== What to produce ==
Make an exact transcription of the material, leaving out all images.

== Given information ==
———

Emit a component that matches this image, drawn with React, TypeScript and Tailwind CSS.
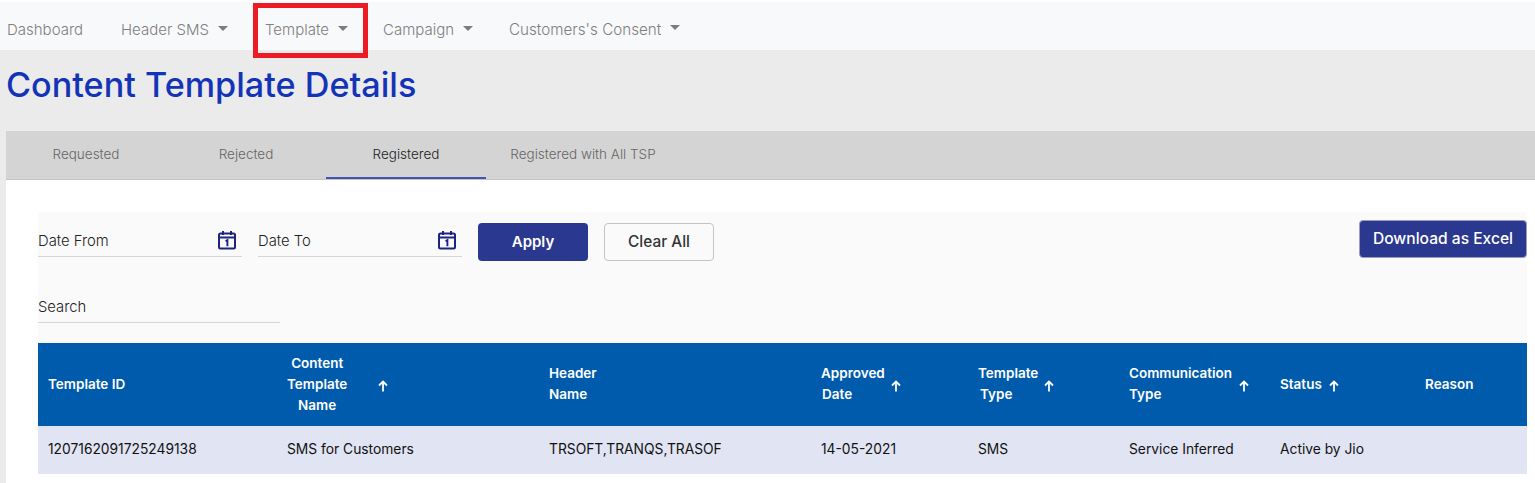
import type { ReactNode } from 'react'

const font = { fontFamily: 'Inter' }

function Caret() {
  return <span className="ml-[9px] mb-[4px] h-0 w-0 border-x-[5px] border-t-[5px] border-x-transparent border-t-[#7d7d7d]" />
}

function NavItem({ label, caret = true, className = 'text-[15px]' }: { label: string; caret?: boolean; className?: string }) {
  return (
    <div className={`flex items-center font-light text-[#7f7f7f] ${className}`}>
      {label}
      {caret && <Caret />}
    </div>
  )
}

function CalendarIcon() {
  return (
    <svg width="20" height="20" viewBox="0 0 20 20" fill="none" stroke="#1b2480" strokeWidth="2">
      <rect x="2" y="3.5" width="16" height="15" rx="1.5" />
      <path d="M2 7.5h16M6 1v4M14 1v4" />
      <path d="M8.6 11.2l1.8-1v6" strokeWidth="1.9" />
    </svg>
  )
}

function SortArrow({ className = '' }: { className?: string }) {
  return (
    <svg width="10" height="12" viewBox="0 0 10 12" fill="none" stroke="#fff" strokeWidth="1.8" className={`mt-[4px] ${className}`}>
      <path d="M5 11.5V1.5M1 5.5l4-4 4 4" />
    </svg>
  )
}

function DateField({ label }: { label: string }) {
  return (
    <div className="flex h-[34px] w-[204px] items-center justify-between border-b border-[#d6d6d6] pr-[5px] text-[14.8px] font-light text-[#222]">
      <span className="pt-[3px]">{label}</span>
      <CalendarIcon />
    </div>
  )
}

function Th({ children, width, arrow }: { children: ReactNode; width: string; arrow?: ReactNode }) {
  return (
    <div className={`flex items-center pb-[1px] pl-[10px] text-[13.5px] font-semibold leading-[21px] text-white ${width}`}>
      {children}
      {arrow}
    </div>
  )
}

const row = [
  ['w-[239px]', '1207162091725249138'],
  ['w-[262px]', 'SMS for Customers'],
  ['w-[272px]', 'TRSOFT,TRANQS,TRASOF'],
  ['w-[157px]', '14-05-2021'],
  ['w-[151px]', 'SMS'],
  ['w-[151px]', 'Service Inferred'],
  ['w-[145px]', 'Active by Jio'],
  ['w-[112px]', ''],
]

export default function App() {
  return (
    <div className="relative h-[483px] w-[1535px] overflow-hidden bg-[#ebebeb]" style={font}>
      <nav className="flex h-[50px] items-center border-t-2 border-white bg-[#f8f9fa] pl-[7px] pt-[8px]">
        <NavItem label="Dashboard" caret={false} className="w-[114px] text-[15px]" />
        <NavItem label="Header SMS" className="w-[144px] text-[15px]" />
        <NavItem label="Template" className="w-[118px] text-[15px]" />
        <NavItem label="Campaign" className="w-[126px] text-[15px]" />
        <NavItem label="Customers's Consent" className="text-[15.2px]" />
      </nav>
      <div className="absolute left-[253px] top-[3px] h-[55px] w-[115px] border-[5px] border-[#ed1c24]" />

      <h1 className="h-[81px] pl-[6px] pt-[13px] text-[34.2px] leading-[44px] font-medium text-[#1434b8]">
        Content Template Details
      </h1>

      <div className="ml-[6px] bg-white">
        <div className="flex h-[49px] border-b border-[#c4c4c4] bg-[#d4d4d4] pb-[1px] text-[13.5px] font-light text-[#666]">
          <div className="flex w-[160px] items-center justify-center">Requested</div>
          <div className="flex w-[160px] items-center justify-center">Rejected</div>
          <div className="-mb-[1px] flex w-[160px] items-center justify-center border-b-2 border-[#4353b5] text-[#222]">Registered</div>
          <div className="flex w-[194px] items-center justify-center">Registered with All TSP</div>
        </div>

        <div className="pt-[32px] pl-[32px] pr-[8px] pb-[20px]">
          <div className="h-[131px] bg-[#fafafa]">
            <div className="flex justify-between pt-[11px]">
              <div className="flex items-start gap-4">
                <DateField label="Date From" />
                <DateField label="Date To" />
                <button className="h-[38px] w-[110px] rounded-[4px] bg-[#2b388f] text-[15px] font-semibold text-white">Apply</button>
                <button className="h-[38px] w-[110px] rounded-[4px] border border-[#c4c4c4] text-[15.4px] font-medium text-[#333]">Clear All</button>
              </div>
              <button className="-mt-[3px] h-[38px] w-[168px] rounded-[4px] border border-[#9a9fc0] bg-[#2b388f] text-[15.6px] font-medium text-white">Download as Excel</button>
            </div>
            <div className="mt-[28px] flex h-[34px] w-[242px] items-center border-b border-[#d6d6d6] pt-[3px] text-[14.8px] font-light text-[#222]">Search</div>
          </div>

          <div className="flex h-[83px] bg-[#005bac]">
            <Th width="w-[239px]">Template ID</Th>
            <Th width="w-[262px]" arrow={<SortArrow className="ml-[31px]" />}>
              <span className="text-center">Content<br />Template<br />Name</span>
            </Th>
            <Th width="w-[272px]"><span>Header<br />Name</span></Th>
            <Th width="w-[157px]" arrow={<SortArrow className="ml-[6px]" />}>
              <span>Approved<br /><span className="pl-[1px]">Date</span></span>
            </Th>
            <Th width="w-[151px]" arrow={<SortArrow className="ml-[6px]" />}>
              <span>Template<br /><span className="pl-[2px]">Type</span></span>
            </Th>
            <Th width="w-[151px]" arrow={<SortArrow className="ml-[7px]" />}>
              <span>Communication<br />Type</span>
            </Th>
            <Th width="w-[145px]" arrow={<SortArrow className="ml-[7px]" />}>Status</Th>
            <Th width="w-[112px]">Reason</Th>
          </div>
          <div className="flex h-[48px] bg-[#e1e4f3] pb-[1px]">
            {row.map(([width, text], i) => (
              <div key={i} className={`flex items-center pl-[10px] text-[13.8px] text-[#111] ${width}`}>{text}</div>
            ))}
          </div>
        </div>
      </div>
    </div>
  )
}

———

== Written response ==
Emit a component that matches this image, drawn with React, TypeScript and Tailwind CSS.
import type { ReactNode } from 'react'

const font = { fontFamily: 'Inter' }

function Caret() {
  return <span className="ml-[9px] mb-[4px] h-0 w-0 border-x-[5px] border-t-[5px] border-x-transparent border-t-[#7d7d7d]" />
}

function NavItem({ label, caret = true, className = 'text-[15px]' }: { label: string; caret?: boolean; className?: string }) {
  return (
    <div className={`flex items-center font-light text-[#7f7f7f] ${className}`}>
      {label}
      {caret && <Caret />}
    </div>
  )
}

function CalendarIcon() {
  return (
    <svg width="20" height="20" viewBox="0 0 20 20" fill="none" stroke="#1b2480" strokeWidth="2">
      <rect x="2" y="3.5" width="16" height="15" rx="1.5" />
      <path d="M2 7.5h16M6 1v4M14 1v4" />
      <path d="M8.6 11.2l1.8-1v6" strokeWidth="1.9" />
    </svg>
  )
}

function SortArrow({ className = '' }: { className?: string }) {
  return (
    <svg width="10" height="12" viewBox="0 0 10 12" fill="none" stroke="#fff" strokeWidth="1.8" className={`mt-[4px] ${className}`}>
      <path d="M5 11.5V1.5M1 5.5l4-4 4 4" />
    </svg>
  )
}

function DateField({ label }: { label: string }) {
  return (
    <div className="flex h-[34px] w-[204px] items-center justify-between border-b border-[#d6d6d6] pr-[5px] text-[14.8px] font-light text-[#222]">
      <span className="pt-[3px]">{label}</span>
      <CalendarIcon />
    </div>
  )
}

function Th({ children, width, arrow }: { children: ReactNode; width: string; arrow?: ReactNode }) {
  return (
    <div className={`flex items-center pb-[1px] pl-[10px] text-[13.5px] font-semibold leading-[21px] text-white ${width}`}>
      {children}
      {arrow}
    </div>
  )
}

const row = [
  ['w-[239px]', '1207162091725249138'],
  ['w-[262px]', 'SMS for Customers'],
  ['w-[272px]', 'TRSOFT,TRANQS,TRASOF'],
  ['w-[157px]', '14-05-2021'],
  ['w-[151px]', 'SMS'],
  ['w-[151px]', 'Service Inferred'],
  ['w-[145px]', 'Active by Jio'],
  ['w-[112px]', ''],
]

export default function App() {
  return (
    <div className="relative h-[483px] w-[1535px] overflow-hidden bg-[#ebebeb]" style={font}>
      <nav className="flex h-[50px] items-center border-t-2 border-white bg-[#f8f9fa] pl-[7px] pt-[8px]">
        <NavItem label="Dashboard" caret={false} className="w-[114px] text-[15px]" />
        <NavItem label="Header SMS" className="w-[144px] text-[15px]" />
        <NavItem label="Template" className="w-[118px] text-[15px]" />
        <NavItem label="Campaign" className="w-[126px] text-[15px]" />
        <NavItem label="Customers's Consent" className="text-[15.2px]" />
      </nav>
      <div className="absolute left-[253px] top-[3px] h-[55px] w-[115px] border-[5px] border-[#ed1c24]" />

      <h1 className="h-[81px] pl-[6px] pt-[13px] text-[34.2px] leading-[44px] font-medium text-[#1434b8]">
        Content Template Details
      </h1>

      <div className="ml-[6px] bg-white">
        <div className="flex h-[49px] border-b border-[#c4c4c4] bg-[#d4d4d4] pb-[1px] text-[13.5px] font-light text-[#666]">
          <div className="flex w-[160px] items-center justify-center">Requested</div>
          <div className="flex w-[160px] items-center justify-center">Rejected</div>
          <div className="-mb-[1px] flex w-[160px] items-center justify-center border-b-2 border-[#4353b5] text-[#222]">Registered</div>
          <div className="flex w-[194px] items-center justify-center">Registered with All TSP</div>
        </div>

        <div className="pt-[32px] pl-[32px] pr-[8px] pb-[20px]">
          <div className="h-[131px] bg-[#fafafa]">
            <div className="flex justify-between pt-[11px]">
              <div className="flex items-start gap-4">
                <DateField label="Date From" />
                <DateField label="Date To" />
                <button className="h-[38px] w-[110px] rounded-[4px] bg-[#2b388f] text-[15px] font-semibold text-white">Apply</button>
                <button className="h-[38px] w-[110px] rounded-[4px] border border-[#c4c4c4] text-[15.4px] font-medium text-[#333]">Clear All</button>
              </div>
              <button className="-mt-[3px] h-[38px] w-[168px] rounded-[4px] border border-[#9a9fc0] bg-[#2b388f] text-[15.6px] font-medium text-white">Download as Excel</button>
            </div>
            <div className="mt-[28px] flex h-[34px] w-[242px] items-center border-b border-[#d6d6d6] pt-[3px] text-[14.8px] font-light text-[#222]">Search</div>
          </div>

          <div className="flex h-[83px] bg-[#005bac]">
            <Th width="w-[239px]">Template ID</Th>
            <Th width="w-[262px]" arrow={<SortArrow className="ml-[31px]" />}>
              <span className="text-center">Content<br />Template<br />Name</span>
            </Th>
            <Th width="w-[272px]"><span>Header<br />Name</span></Th>
            <Th width="w-[157px]" arrow={<SortArrow className="ml-[6px]" />}>
              <span>Approved<br /><span className="pl-[1px]">Date</span></span>
            </Th>
            <Th width="w-[151px]" arrow={<SortArrow className="ml-[6px]" />}>
              <span>Template<br /><span className="pl-[2px]">Type</span></span>
            </Th>
            <Th width="w-[151px]" arrow={<SortArrow className="ml-[7px]" />}>
              <span>Communication<br />Type</span>
            </Th>
            <Th width="w-[145px]" arrow={<SortArrow className="ml-[7px]" />}>Status</Th>
            <Th width="w-[112px]">Reason</Th>
          </div>
          <div className="flex h-[48px] bg-[#e1e4f3] pb-[1px]">
            {row.map(([width, text], i) => (
              <div key={i} className={`flex items-center pl-[10px] text-[13.8px] text-[#111] ${width}`}>{text}</div>
            ))}
          </div>
        </div>
      </div>
    </div>
  )
}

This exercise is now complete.